▼▼▼

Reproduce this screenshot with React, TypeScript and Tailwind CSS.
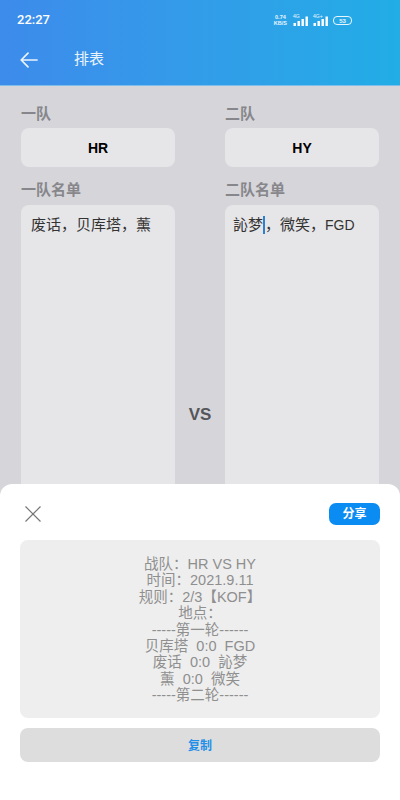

▲▲▲
▼▼▼

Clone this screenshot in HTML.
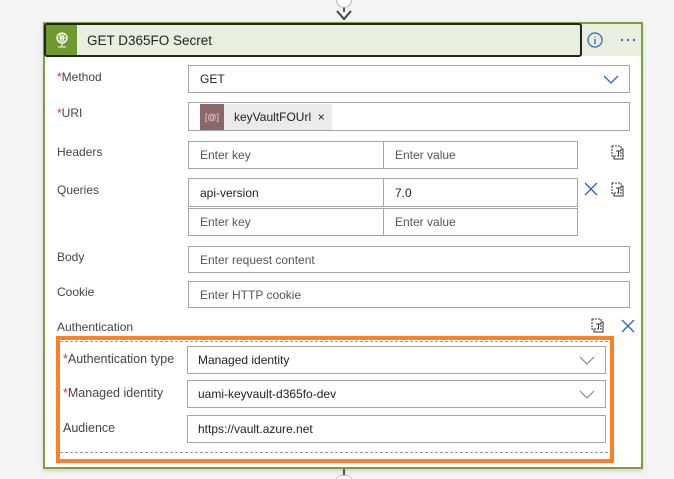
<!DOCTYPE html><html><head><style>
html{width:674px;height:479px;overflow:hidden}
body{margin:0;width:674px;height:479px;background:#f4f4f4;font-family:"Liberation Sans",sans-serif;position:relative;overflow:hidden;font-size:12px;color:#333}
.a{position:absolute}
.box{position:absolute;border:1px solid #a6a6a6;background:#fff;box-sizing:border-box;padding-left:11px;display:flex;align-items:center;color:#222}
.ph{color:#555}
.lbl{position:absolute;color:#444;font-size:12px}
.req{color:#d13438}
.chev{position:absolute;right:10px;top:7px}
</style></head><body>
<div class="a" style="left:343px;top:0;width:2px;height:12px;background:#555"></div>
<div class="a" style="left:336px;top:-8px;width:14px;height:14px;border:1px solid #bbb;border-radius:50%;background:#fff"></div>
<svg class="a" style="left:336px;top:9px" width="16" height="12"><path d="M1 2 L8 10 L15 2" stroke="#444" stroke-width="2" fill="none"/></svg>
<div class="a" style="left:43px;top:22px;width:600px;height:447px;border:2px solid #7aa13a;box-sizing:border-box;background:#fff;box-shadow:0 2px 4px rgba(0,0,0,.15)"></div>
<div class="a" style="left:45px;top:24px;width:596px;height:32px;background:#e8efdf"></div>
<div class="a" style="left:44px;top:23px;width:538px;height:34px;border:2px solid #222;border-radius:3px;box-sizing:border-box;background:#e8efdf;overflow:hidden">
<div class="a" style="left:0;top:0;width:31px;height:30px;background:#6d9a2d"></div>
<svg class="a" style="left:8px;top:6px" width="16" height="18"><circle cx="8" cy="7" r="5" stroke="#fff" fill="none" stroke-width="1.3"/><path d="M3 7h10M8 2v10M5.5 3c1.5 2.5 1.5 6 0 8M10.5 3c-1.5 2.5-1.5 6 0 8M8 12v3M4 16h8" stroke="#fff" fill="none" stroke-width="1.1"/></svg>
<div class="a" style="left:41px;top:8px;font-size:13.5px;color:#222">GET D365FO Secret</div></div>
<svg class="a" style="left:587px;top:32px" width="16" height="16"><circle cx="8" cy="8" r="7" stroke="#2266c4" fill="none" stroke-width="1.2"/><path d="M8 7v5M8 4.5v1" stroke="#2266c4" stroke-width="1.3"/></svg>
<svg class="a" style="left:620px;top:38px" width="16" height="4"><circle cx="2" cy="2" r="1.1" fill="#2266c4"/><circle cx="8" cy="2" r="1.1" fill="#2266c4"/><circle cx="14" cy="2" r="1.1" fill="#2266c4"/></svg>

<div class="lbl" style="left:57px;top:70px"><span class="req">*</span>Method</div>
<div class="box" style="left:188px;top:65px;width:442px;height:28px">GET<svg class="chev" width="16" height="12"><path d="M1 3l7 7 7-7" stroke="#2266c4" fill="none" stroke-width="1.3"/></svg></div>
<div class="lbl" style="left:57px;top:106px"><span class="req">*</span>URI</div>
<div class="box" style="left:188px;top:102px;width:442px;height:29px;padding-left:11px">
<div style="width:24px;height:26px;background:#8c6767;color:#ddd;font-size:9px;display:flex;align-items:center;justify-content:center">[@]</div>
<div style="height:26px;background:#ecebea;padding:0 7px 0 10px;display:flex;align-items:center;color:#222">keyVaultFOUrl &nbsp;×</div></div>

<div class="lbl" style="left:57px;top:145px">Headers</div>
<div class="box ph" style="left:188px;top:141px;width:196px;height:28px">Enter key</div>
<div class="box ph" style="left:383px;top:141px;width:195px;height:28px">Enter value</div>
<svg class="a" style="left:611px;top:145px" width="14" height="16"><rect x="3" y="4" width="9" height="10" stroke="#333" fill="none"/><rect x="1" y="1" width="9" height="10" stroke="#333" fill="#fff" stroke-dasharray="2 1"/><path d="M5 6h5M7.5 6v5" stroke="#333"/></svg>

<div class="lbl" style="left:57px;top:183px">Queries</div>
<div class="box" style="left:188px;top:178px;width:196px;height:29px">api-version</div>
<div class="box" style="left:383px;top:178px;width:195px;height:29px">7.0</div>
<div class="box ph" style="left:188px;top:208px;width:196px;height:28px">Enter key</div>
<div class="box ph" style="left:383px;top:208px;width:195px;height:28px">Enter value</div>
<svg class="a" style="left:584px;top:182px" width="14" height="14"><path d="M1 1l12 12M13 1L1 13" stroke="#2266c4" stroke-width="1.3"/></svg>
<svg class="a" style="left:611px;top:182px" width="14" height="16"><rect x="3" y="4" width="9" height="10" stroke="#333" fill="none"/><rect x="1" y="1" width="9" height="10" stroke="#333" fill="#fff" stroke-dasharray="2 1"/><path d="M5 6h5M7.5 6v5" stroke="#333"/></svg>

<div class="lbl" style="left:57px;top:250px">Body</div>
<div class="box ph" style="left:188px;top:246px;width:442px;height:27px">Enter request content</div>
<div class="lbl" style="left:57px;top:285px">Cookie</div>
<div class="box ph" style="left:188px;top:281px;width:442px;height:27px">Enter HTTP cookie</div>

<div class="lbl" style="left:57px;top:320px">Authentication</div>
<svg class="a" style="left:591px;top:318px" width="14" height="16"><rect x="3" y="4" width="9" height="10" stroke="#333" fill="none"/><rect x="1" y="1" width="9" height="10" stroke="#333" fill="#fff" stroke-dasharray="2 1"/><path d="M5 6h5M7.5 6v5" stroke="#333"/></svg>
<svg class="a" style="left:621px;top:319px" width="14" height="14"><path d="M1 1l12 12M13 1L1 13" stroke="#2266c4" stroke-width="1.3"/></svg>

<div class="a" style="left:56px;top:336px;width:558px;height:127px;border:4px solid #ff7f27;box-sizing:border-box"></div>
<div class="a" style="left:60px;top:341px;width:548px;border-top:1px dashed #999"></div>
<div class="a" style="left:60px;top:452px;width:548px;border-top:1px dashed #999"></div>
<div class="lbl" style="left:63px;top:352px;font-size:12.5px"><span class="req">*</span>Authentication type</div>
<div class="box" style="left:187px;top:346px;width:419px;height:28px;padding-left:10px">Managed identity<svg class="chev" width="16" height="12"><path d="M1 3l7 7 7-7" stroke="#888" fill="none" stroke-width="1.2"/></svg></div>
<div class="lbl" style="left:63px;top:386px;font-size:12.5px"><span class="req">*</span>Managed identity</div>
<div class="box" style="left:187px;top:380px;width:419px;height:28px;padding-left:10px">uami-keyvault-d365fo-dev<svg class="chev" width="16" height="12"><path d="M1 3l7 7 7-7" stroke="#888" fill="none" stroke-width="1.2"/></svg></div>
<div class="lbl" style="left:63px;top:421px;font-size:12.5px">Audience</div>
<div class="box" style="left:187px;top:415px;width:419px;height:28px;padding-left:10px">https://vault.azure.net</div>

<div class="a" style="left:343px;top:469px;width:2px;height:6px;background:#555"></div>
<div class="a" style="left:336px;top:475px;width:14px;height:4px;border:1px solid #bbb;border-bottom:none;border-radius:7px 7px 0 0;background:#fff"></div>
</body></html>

▲▲▲
▼▼▼

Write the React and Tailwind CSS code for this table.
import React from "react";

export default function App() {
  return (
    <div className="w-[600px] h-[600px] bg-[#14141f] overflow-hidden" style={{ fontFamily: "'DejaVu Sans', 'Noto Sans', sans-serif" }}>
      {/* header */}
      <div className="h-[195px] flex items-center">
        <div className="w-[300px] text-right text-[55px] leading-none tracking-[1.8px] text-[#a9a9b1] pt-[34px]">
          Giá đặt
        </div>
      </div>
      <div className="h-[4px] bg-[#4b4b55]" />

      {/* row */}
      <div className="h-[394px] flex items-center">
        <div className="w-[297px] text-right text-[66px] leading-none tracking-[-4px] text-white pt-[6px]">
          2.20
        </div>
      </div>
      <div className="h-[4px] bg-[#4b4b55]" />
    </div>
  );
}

▲▲▲

Written problem
Print exactly the lines from the line with "Write the React" to the line with "import React from", both included, and nothing else.

The completed task
Write the React and Tailwind CSS code for this table.
import React from "react";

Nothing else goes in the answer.